Looking up into space, or down into the Ether?
Troy M. Morris, Director of Operations
3 minute read
Most people share in the imagery of many movies and stories by staring off into space. Whether the “space” around them is the endless nighttime setting of stars, or the watching of clouds coasting across a blue sky, all can recall a time spent in any of these pastimes observing “space”. In this human-centered experience, our society takes these views from our own perspective, which is why we often talk about outer space as “up there” or looking “up” into space. But is that all?
The first challenge to this accepted notion of perspective came to me sitting on a beach outside my eventual alma mater, seeing a gorgeous sky more full with stars than what could be seen from my light-polluted hometown. It was from there on that beach of Lake Superior, where on other days I was taking SCUBA courses in that freezing beauty, that my view was unobstructed enough to wonder. That clear view of the sky gave me that same perspective into outer space, and all the cosmos, colors, and wonders it presents. And due to my dives under the surface of that dark, ebbing water, I knew what it was like to look down beneath the waves. Which drew my thinking, from above, to the horizon, to below; and finally realizing, WOW!
Just as the time beneath waves warped my perspectives of “up and down”, the travel of man to the moon had warped my perspectives of “here and there.” Those accepted notions smashed together like waves colliding over rocks, creating the new current of thought. We look down into space as much as we look up or out. Earth is the shore from which we peer down into millions of years of expansion, energy, and explosions that are a tide pool, of which we are just dipping into the surface.

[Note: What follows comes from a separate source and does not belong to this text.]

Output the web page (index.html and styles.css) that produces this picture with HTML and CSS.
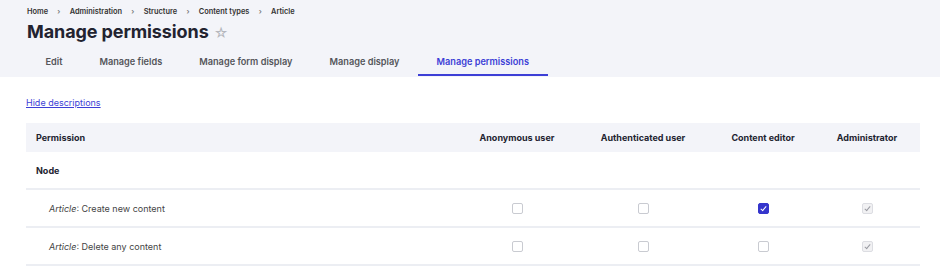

This perspective builds with a growing understanding of orbital dynamics, which is gaining all the time for me while developing a space technology company. The basics of it, as explained and understood by my last-physics-class-was-in-high-school brain, is that when free of the gravity well that is our planet, an object moves with relative freedom from out of Earth, to out of the asteroid belt, to out of the solar system. This means to me, that exploring out of our Earth environment is like exploring out of our shores: scary, dangerous, full of risks, but possible with preparation and technology.
Now here, while the more experienced are screaming with how wrong I’ve simplified an entire expanse of study, is the point. Historically humanity has explored not the unknown, but the barely understood. By expanding our understanding, at times by widening our perspective, society gains the ability to explore the previously unknown. Therefore, combining the collective understanding across disciplines - with an expanding understanding of how to approach them - opens the areas of thought, study, or exploration. All of these are needed, desperately. As thought, study, and exploration are integral to each other, an advancement in any of these areas is progress in all of them. It is with this wide statement that we return to the narrow-focused title of this column.
As much as modern humanity understands space, the past eons of humanity have wondered about it. With how far we’ve come in philosophical distance, but how far we still have to go in physical distance, humanity must and will continue the thought. Ancient societies since the Greeks declared “ether” as the energy outside our astronomical perspective, modern science considers “dark matter” as the material between the visible systems around us. These are not too dissimilar in perspective. From where we are standing, isn’t it more important to consider an outrageous alternative than to only accept the standing perspective?